As I just mentioned, we are going to change things up a bit for the next 4 weeks. In this cycle, you are still going to do the workout above with no changes to the table. This time, however, you are going to do the workout from the past cycle on weeks 2 and 4 of this cycle. For the sake of this program we are going to call these recovery weeks. On weeks 1 and 3 you are going to spend one of each of your three days doing only one exercise; Monday squats, Wednesday bench press, and Friday deadlift. On these days you are going to be lifting slightly heavier weights than you did before so it is imperative that you rest at least 2 minutes between sets. You will also note that the number of reps has declined slightly for each exercise. It is important that you have a good warmup leading into these lifts.

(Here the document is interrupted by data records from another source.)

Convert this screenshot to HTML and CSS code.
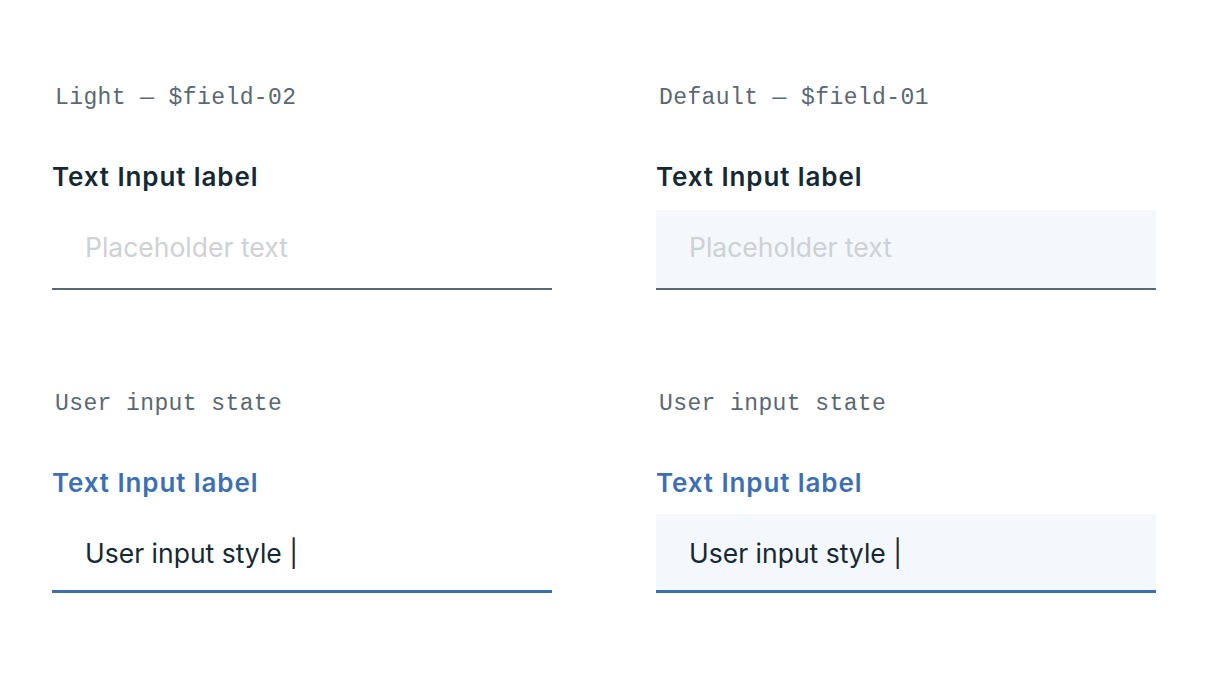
FILE: index.html
```html
<!DOCTYPE html>
<html lang="en">
<head>
<meta charset="utf-8">
<title>Text Input</title>
<link rel="stylesheet" href="styles.css">
</head>
<body>
<div class="page">
  <section class="group">
    <div class="caption">Light — $field-02</div>
    <div class="label">Text Input label</div>
    <div class="field field-light"><span class="placeholder">Placeholder text</span></div>
  </section>
  <section class="group">
    <div class="caption">Default — $field-01</div>
    <div class="label">Text Input label</div>
    <div class="field field-default"><span class="placeholder">Placeholder text</span></div>
  </section>
  <section class="group group-second">
    <div class="caption">User input state</div>
    <div class="label label-active">Text Input label</div>
    <div class="field field-light field-active"><span class="value">User input style |</span></div>
  </section>
  <section class="group group-second">
    <div class="caption">User input state</div>
    <div class="label label-active">Text Input label</div>
    <div class="field field-default field-active"><span class="value">User input style |</span></div>
  </section>
</div>
</body>
</html>
```

FILE: styles.css
```css
html, body {
  margin: 0;
  padding: 0;
  background: #ffffff;
}
.page {
  display: grid;
  grid-template-columns: 500px 500px;
  column-gap: 104px;
  row-gap: 99px;
  padding: 83px 0 0 52px;
}
.group {
  display: flex;
  flex-direction: column;
}
.caption {
  font-family: "Liberation Mono", "DejaVu Sans Mono", monospace;
  font-size: 23px;
  line-height: 30px;
  letter-spacing: 0.4px;
  color: #5a6872;
  padding-left: 3px;
}
.label {
  margin-top: 48px;
  font-family: Inter, "Noto Sans", sans-serif;
  font-weight: 600;
  font-size: 26px;
  line-height: 32px;
  letter-spacing: 0.9px;
  color: #152935;
}
.label-active {
  color: #3d70b2;
}
.field {
  margin-top: 17px;
  height: 78px;
  box-sizing: content-box;
  border-bottom: 2px solid #5a6872;
  display: flex;
  align-items: center;
  padding-left: 33px;
  font-family: Inter, "Noto Sans", sans-serif;
  font-size: 26.5px;
}
.field-light {
  background: #ffffff;
}
.field-default {
  background: #f4f7fb;
}
.field-active {
  margin-top: 15px;
  height: 76px;
  border-bottom: 3px solid #3d70b2;
}
.placeholder {
  color: #cdd1d4;
  position: relative;
  top: -2px;
}
.value {
  color: #152935;
  position: relative;
  top: 1px;
}
```
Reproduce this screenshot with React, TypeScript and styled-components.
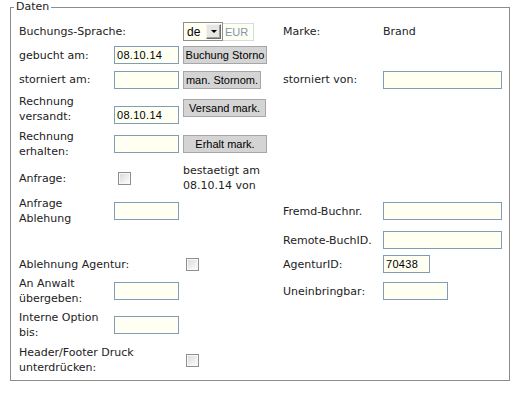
import React from 'react';
import styled, { createGlobalStyle } from 'styled-components';

const GlobalStyle = createGlobalStyle`
  body {
    margin: 0;
    background: #ffffff;
    font-family: 'DejaVu Sans', Verdana, sans-serif;
    font-size: 11px;
    color: #222222;
  }
`;

const Page = styled.div`
  padding: 0 0 0 10px;
  width: 514px;
  height: 393px;
  box-sizing: border-box;
`;

const Fieldset = styled.fieldset`
  margin: 0;
  width: 500px;
  box-sizing: border-box;
  border: 1px solid #8c8c8c;
  padding: 0 4px 4px 8px;
  min-width: 0;
`;

const Legend = styled.legend`
  margin-left: -5px;
  padding: 0 2px;
  font-size: 11px;
  line-height: 14px;
  color: #222222;
`;

const Form = styled.div`
  display: flex;
  flex-direction: column;
  margin-top: 6px;
`;

const Row = styled.div<{ $h: number }>`
  display: grid;
  grid-template-columns: 95px 69px 100px 100px 1fr;
  align-items: center;
  height: ${(p) => p.$h}px;
`;

const Label = styled.div<{ $span?: number }>`
  grid-column: span ${(p) => p.$span ?? 1};
  line-height: 15px;
  white-space: nowrap;
`;

const Empty = styled.span``;

const TextInput = styled.input<{ $w: number; $nudge?: number }>`
  width: ${(p) => p.$w}px;
  height: 18px;
  box-sizing: border-box;
  margin: ${(p) => (p.$nudge ?? 0) * 2}px 0 0 0;
  padding: 0 2px;
  border: 1px solid #7f9db9;
  background: #fffff2;
  font-family: 'Liberation Sans', Arial, sans-serif;
  font-size: 11px;
  letter-spacing: 0.3px;
  color: #000000;
  outline: none;
`;

const Button = styled.button<{ $w: number; $nudge?: number }>`
  width: ${(p) => p.$w}px;
  height: 18px;
  box-sizing: border-box;
  margin: 0 0 ${(p) => (p.$nudge ?? 0) * 2}px 0;
  padding: 0;
  border: 1px solid #a6a6a6;
  background: #d4d4d4;
  font-family: 'Liberation Sans', Arial, sans-serif;
  font-size: 11px;
  color: #000000;
  text-align: center;
`;

const Check = styled.input.attrs({ type: 'checkbox' })<{ $offset: number }>`
  appearance: none;
  margin: 0 0 0 ${(p) => p.$offset}px;
  width: 13px;
  height: 13px;
  box-sizing: border-box;
  border: 1px solid #8e8e8e;
  background: linear-gradient(135deg, #d8d8d8 0%, #f4f4f4 70%, #ffffff 100%);
  box-shadow: inset 0 0 0 1px #f8f8f8;
`;

const LangGroup = styled.div`
  display: flex;
  align-items: center;
`;

const Select = styled.div`
  display: flex;
  align-items: center;
  width: 40px;
  height: 19px;
  box-sizing: border-box;
  border: 1px solid #8f8f8f;
  background: #fffff2;
  padding: 0 1px 0 3px;
  font-family: 'Liberation Sans', Arial, sans-serif;
  font-size: 12px;
  color: #000000;
`;

const SelectValue = styled.span`
  flex: 1;
`;

const Arrow = styled.span`
  display: flex;
  align-items: center;
  justify-content: center;
  width: 15px;
  height: 15px;
  box-sizing: border-box;
  border: 1px solid #6e6e6e;
  border-top-color: #f4f4f4;
  border-left-color: #f4f4f4;
  background: #e6e6e6;
  box-shadow: inset -1px -1px 0 #a0a0a0;

  &::after {
    content: '';
    border-left: 3px solid transparent;
    border-right: 3px solid transparent;
    border-top: 3px solid #000000;
  }
`;

const Currency = styled.span`
  display: flex;
  align-items: center;
  width: 31px;
  height: 18px;
  box-sizing: border-box;
  border: 1px solid #d2dbe6;
  border-left: none;
  background: #fffff2;
  padding-left: 2px;
  font-family: 'Liberation Sans', Arial, sans-serif;
  font-size: 11px;
  color: #7d96b8;
`;

const Note = styled.div`
  line-height: 15px;
  white-space: nowrap;
  margin-top: -1px;
`;

const App: React.FC = () => {
  return (
    <Page>
      <GlobalStyle />
      <Fieldset>
        <Legend>Daten</Legend>
        <Form>
          <Row $h={23}>
            <Label $span={2}>Buchungs-Sprache:</Label>
            <LangGroup>
              <Select>
                <SelectValue>de</SelectValue>
                <Arrow />
              </Select>
              <Currency>EUR</Currency>
            </LangGroup>
            <Label>Marke:</Label>
            <Label>Brand</Label>
          </Row>

          <Row $h={24}>
            <Label>gebucht am:</Label>
            <TextInput $w={65} defaultValue="08.10.14" />
            <Button $w={84}>Buchung Storno</Button>
          </Row>

          <Row $h={25}>
            <Label>storniert am:</Label>
            <TextInput $w={65} />
            <Button $w={78}>man. Stornom.</Button>
            <Label>storniert von:</Label>
            <TextInput $w={119} />
          </Row>

          <Row $h={34}>
            <Label>
              Rechnung
              <br />
              versandt:
            </Label>
            <TextInput $w={65} $nudge={6} defaultValue="08.10.14" />
            <Button $w={83} $nudge={1}>Versand mark.</Button>
          </Row>

          <Row $h={36}>
            <Label>
              Rechnung
              <br />
              erhalten:
            </Label>
            <TextInput $w={65} />
            <Button $w={84}>Erhalt mark.</Button>
          </Row>

          <Row $h={32}>
            <Label>Anfrage:</Label>
            <Check $offset={4} />
            <Note>
              bestaetigt am
              <br />
              08.10.14 von
            </Note>
          </Row>

          <Row $h={34}>
            <Label>
              Anfrage
              <br />
              Ablehung
            </Label>
            <TextInput $w={65} />
            <Empty />
            <Label>Fremd-Buchnr.</Label>
            <TextInput $w={119} />
          </Row>

          <Row $h={24}>
            <Empty />
            <Empty />
            <Empty />
            <Label>Remote-BuchID.</Label>
            <TextInput $w={119} />
          </Row>

          <Row $h={24}>
            <Label $span={2}>Ablehnung Agentur:</Label>
            <Check $offset={3} />
            <Label>AgenturID:</Label>
            <TextInput $w={47} defaultValue="70438" />
          </Row>

          <Row $h={30}>
            <Label>
              An Anwalt
              <br />
              übergeben:
            </Label>
            <TextInput $w={65} />
            <Empty />
            <Label>Uneinbringbar:</Label>
            <TextInput $w={65} />
          </Row>

          <Row $h={38}>
            <Label>
              Interne Option
              <br />
              bis:
            </Label>
            <TextInput $w={65} />
          </Row>

          <Row $h={32}>
            <Label $span={2}>
              Header/Footer Druck
              <br />
              unterdrücken:
            </Label>
            <Check $offset={3} />
          </Row>
        </Form>
      </Fieldset>
    </Page>
  );
};

export default App;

Spend some time stretching and walking on the treadmill – get up a bit of a sweat before you start.
Note that the workouts for Monday and Wednesday follow a similar reps, sets, weight pattern. But look closely at Friday’s workout. Here you are going to be deadlifting with a similar reps and sets scheme, but the weight percentages change the last 4 sets – they are slightly higher. This if for two reasons. 1) You will have the whole weekend to recover and 2) it can be argued that the deadlift is the most all encompassing and most beneficial exercise. Think about it for a moment. You were built to pick up heavy things. Of the three exercises you are doing, the deadlift is the most functional in the real word. Additionally, it uses nearly all of the muscle groups in your body. If I had only one exercise I could use for the rest of my life it would be the deadlift. Because of all this, we are going to work it a bit harder. Your body will thank you for it.

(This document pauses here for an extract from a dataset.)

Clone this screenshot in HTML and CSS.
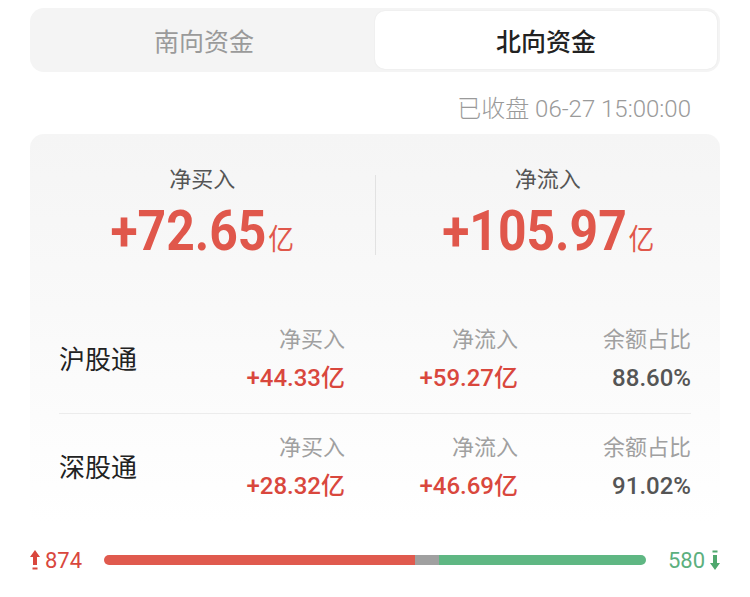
FILE: index.html
```html
<!DOCTYPE html>
<html lang="zh">
<head>
<meta charset="utf-8">
<link rel="stylesheet" href="styles.css">
</head>
<body>
<div class="tabs">
  <div class="tab">南向资金</div>
  <div class="tab active">北向资金</div>
</div>
<div class="stamp">已收盘 06-27 15:00:00</div>
<div class="card">
  <div class="summary">
    <div class="sum-col">
      <div class="sum-label">净买入</div>
      <div class="sum-value"><span class="num">+72.65</span><span class="unit">亿</span></div>
    </div>
    <div class="sum-divider"></div>
    <div class="sum-col">
      <div class="sum-label">净流入</div>
      <div class="sum-value"><span class="num">+105.97</span><span class="unit">亿</span></div>
    </div>
  </div>
  <div class="row">
    <div class="row-name">沪股通</div>
    <div class="cell"><div class="cell-label">净买入</div><div class="cell-value red">+44.33亿</div></div>
    <div class="cell"><div class="cell-label">净流入</div><div class="cell-value red">+59.27亿</div></div>
    <div class="cell"><div class="cell-label">余额占比</div><div class="cell-value grey">88.60%</div></div>
  </div>
  <div class="row">
    <div class="row-name">深股通</div>
    <div class="cell"><div class="cell-label">净买入</div><div class="cell-value red">+28.32亿</div></div>
    <div class="cell"><div class="cell-label">净流入</div><div class="cell-value red">+46.69亿</div></div>
    <div class="cell"><div class="cell-label">余额占比</div><div class="cell-value grey">91.02%</div></div>
  </div>
</div>
<div class="breadth">
  <div class="count up">
    <svg class="arrow" width="10" height="24" viewBox="0 0 10 24"><path d="M5 2 L10 9 L7 9 L7 17 L3 17 L3 9 L0 9 Z" fill="#d9473d"/><rect x="2.5" y="19.5" width="5" height="2" fill="#d9473d"/></svg>
    <span>874</span>
  </div>
  <div class="bar">
    <div class="seg seg-up" style="width:57.3%"></div>
    <div class="seg seg-flat" style="width:4.6%"></div>
    <div class="seg seg-down"></div>
  </div>
  <div class="count down">
    <span>580</span>
    <svg class="arrow" width="10" height="24" viewBox="0 0 10 24"><rect x="2.5" y="2.5" width="5" height="2" fill="#4fa86e"/><path d="M3 7 L7 7 L7 15 L10 15 L5 22 L0 15 L3 15 Z" fill="#4fa86e"/></svg>
  </div>
</div>
</body>
</html>
```
FILE: styles.css
```css
* { box-sizing: border-box; }
body {
  margin: 0;
  background: #fff;
  font-family: "Noto Sans CJK SC", "Noto Sans", sans-serif;
  width: 750px;
}
.tabs {
  margin: 8px 30px 0;
  height: 64px;
  background: #f4f4f4;
  border-radius: 14px;
  padding: 3px;
  display: flex;
}
.tab {
  flex: 1;
  text-align: center;
  font-size: 25px;
  line-height: 58px;
  color: #9a9a9a;
}
.tab.active {
  background: #fff;
  border-radius: 10px;
  color: #222;
  font-weight: 500;
  box-shadow: 0 0 2px rgba(0,0,0,0.07);
}
.stamp {
  margin-top: 22px;
  padding-right: 59px;
  text-align: right;
  font-size: 24px;
  font-weight: 300;
  line-height: 30px;
  color: #9a9a9a;
  font-family: Roboto, "Noto Sans CJK SC", sans-serif;
}
.card {
  margin: 10px 30px 0;
  border-radius: 14px;
  background: linear-gradient(#f5f5f5 0%, #f9f9f9 45%, #fff 100%);
  padding: 0 29px;
}
.summary {
  display: flex;
  align-items: flex-start;
  margin: 0 -29px;
  padding-top: 28px;
  height: 168px;
}
.sum-col {
  flex: 1;
  text-align: center;
}
.sum-divider {
  width: 1px;
  height: 80px;
  background: #e2e2e2;
  margin-top: 13px;
}
.sum-label {
  font-size: 22px;
  line-height: 30px;
  color: #555;
}
.sum-value {
  color: #e0574b;
  line-height: 60px;
  margin-top: 9px;
  transform: scaleX(0.89);
}
.num {
  font-family: Roboto, sans-serif;
  font-size: 56px;
  font-weight: 700;
}
.unit {
  font-size: 29px;
  font-weight: 400;
  margin-left: 2px;
}
.row {
  display: grid;
  grid-template-columns: 1fr 173px 173px 173px;
  align-items: center;
  height: 111px;
}
.row + .row {
  border-top: 1px solid #ececec;
  height: 110px;
  padding-bottom: 6px;
}
.row-name {
  font-size: 26px;
  color: #222;
}
.cell { text-align: right; }
.cell-label {
  font-size: 22px;
  line-height: 30px;
  color: #a0a0a0;
}
.cell-value {
  font-family: Roboto, "Noto Sans CJK SC", sans-serif;
  font-size: 24px;
  line-height: 30px;
  margin-top: 11px;
  font-weight: 500;
}
.cell-value.red { color: #d9473d; }
.cell-value.grey { color: #555; }
.breadth {
  display: flex;
  align-items: center;
  margin: 22px 30px 0;
  height: 30px;
}
.count {
  display: flex;
  align-items: center;
  gap: 5px;
  font-family: Roboto, sans-serif;
  font-size: 22px;
  width: 74px;
}
.count.up { color: #d9473d; }
.count.down { color: #5cb07e; justify-content: flex-end; }
.bar {
  flex: 1;
  height: 10px;
  border-radius: 5px;
  overflow: hidden;
  display: flex;
}
.seg { height: 100%; }
.seg-up { background: #e05a4e; }
.seg-flat { background: #a0a0a0; }
.seg-down { background: #5fb783; flex: 1; }
```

Remember that during these last 4 weeks that you are going to be alternating weeks between the full body version, and the one lift per day version.
Some final thoughts
After reading all this and making the decision to peruse some strength training, you are probably like me and much of the population – you are ready to jump right in and go for it! That’s great! But be careful to remember that this is a process. Training like this is not at all like what you see on late night infomercials of between the pages of some magazine. This is real life, not fiction. You are going to hurt at times. You are going to be tired. Don’t worry about that, it all gets better the longer you stick with it. Don’t be tempted to run to your local supplement store and drop a ton of money on heavily marketed supplements that promise insane results – they don’t deliver. For these 8 weeks all you are going to need is plenty of rest, quality food, and lots of water. The rest will come with time.

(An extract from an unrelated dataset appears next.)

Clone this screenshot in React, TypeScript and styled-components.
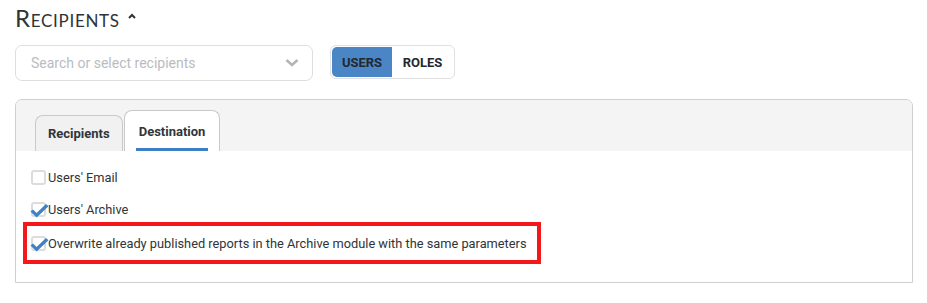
import React from "react";
import styled, { createGlobalStyle } from "styled-components";

const GlobalStyle = createGlobalStyle`
  body {
    margin: 0;
    background: #ffffff;
    font-family: Roboto, "Liberation Sans", sans-serif;
    color: #2f3438;
  }
`;

const options = [
  { label: "Users' Email", checked: false, highlight: false },
  { label: "Users' Archive", checked: true, highlight: false },
  {
    label: "Overwrite already published reports in the Archive module with the same parameters",
    checked: true,
    highlight: true,
  },
];

const CheckIcon = () => (
  <svg width="19" height="15" viewBox="0 0 19 15">
    <path d="M0.5 8.6 L3 6.6 L6.6 10 L16 1 L18.5 3.2 L6.6 14.5 Z" fill="#3f80c6" />
  </svg>
);

const App = () => {
  return (
    <Root>
      <GlobalStyle />
      <Title>
        Recipients
        <svg width="8" height="6" viewBox="0 0 8 6">
          <path d="M1 5 L4 2 L7 5" stroke="#2e3338" strokeWidth="2" fill="none" />
        </svg>
      </Title>
      <Controls>
        <Search>
          <Placeholder>Search or select recipients</Placeholder>
          <svg width="14" height="10" viewBox="0 0 14 10">
            <path d="M1.5 2 L7 7 L12.5 2" stroke="#b5b5b5" strokeWidth="2.6" fill="none" />
          </svg>
        </Search>
        <Toggle>
          <ToggleButton active>USERS</ToggleButton>
          <ToggleButton>ROLES</ToggleButton>
        </Toggle>
      </Controls>
      <Panel>
        <TabBar>
          <Tab>Recipients</Tab>
          <Tab active>
            <TabLabel>Destination</TabLabel>
          </Tab>
        </TabBar>
        <Body>
          {options.map((item) => (
            <Option key={item.label} highlight={item.highlight}>
              <Box>{item.checked && <Check><CheckIcon /></Check>}</Box>
              <span>{item.label}</span>
            </Option>
          ))}
        </Body>
      </Panel>
    </Root>
  );
};

export default App;

const Root = styled.div`
  display: flex;
  flex-direction: column;
  padding: 3px 14px 0 15px;
  width: 898px;
`;

const Title = styled.h2`
  margin: 0;
  height: 28px;
  display: flex;
  align-items: center;
  gap: 8px;
  font-family: Lato, "Open Sans", sans-serif;
  font-weight: 400;
  font-variant: small-caps;
  font-size: 24px;
  letter-spacing: 0.7px;
  color: #2e3338;

  svg {
    margin-top: -2px;
  }
`;

const Controls = styled.div`
  display: flex;
  align-items: flex-start;
  gap: 17px;
  margin-top: 14px;
`;

const Search = styled.div`
  box-sizing: border-box;
  width: 298px;
  height: 36px;
  border: 1px solid #dedede;
  border-radius: 7px;
  display: flex;
  align-items: center;
  justify-content: space-between;
  padding: 0 13px 0 15px;
`;

const Placeholder = styled.span`
  font-size: 14px;
  color: #b9bcc0;
`;

const Toggle = styled.div`
  display: flex;
  border: 1px solid #e0e0e0;
  border-radius: 6px;
  padding: 1px;
  height: 34px;
  box-sizing: border-box;
  overflow: hidden;
`;

const ToggleButton = styled.div<{ active?: boolean }>`
  width: ${(p) => (p.active ? "60px" : "61px")};
  display: flex;
  align-items: center;
  justify-content: center;
  font-size: 13px;
  font-weight: 700;
  color: #23282d;
  background: ${(p) => (p.active ? "#4a86c6" : "#ffffff")};
  border-radius: ${(p) => (p.active ? "5px 0 0 5px" : "0 5px 5px 0")};
`;

const Panel = styled.div`
  margin-top: 18px;
  border: 1px solid #cfcfcf;
  border-radius: 7px 7px 0 0;
  height: 184px;
  box-sizing: border-box;
  overflow: hidden;
`;

const TabBar = styled.div`
  display: flex;
  align-items: flex-end;
  gap: 1px;
  height: 51px;
  padding-left: 19px;
  background: #f4f4f4;
`;

const Tab = styled.div<{ active?: boolean }>`
  box-sizing: border-box;
  height: ${(p) => (p.active ? "41px" : "36px")};
  padding: 0 ${(p) => (p.active ? "11px" : "12px")};
  display: flex;
  align-items: center;
  font-size: 13px;
  font-weight: 700;
  color: #30353a;
  background: ${(p) => (p.active ? "#ffffff" : "#f1f1f1")};
  border: 1px solid #c9c9c9;
  border-bottom: none;
  border-radius: 8px 8px 0 0;
`;

const TabLabel = styled.span`
  display: flex;
  align-items: center;
  height: 100%;
  padding: 0 3px;
  box-sizing: border-box;
  border-bottom: 3px solid #3e7fc4;
  padding-top: 3px;
`;

const Body = styled.div`
  display: flex;
  flex-direction: column;
  padding: 18px 0 0 7px;
`;

const Option = styled.label<{ highlight?: boolean }>`
  align-self: flex-start;
  display: flex;
  align-items: center;
  height: ${(p) => (p.highlight ? "34px" : "16px")};
  margin-bottom: 16px;
  padding: 0 ${(p) => (p.highlight ? "10px" : "0")} 0 ${(p) => (p.highlight ? "4px" : "8px")};
  margin-top: ${(p) => (p.highlight ? "-11px" : "0")};
  border: ${(p) => (p.highlight ? "4px solid #f5181a" : "none")};
  font-size: 12.8px;
  color: #2f3438;
`;

const Box = styled.span`
  position: relative;
  box-sizing: border-box;
  width: 15px;
  height: 15px;
  border: 2px solid #dcdcdc;
  border-radius: 3px;
  margin-right: 2px;
  flex-shrink: 0;
`;

const Check = styled.span`
  position: absolute;
  left: -3px;
  top: -1px;
  display: flex;
`;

One last thing – and this is the really cool part – make sure to keep a record of your starting weights. Then at the end of these 8 weeks, take a week off and retest your 1RM to see how you compare to when you started. My bet is that you are going to be really surprised. I would love to predict what kinds of gains you are going to make, but that varies from individual to individual, how hard you trained, how well you stuck with the program, and if you fueled and rested your body properly. Strength training gives back all that you put into it. Give it your best, and your results will be great. Phone in your workouts and eat like a broke teenager, and you are in for a long painful haul. The choice is really yours. You are in total control. Good luck!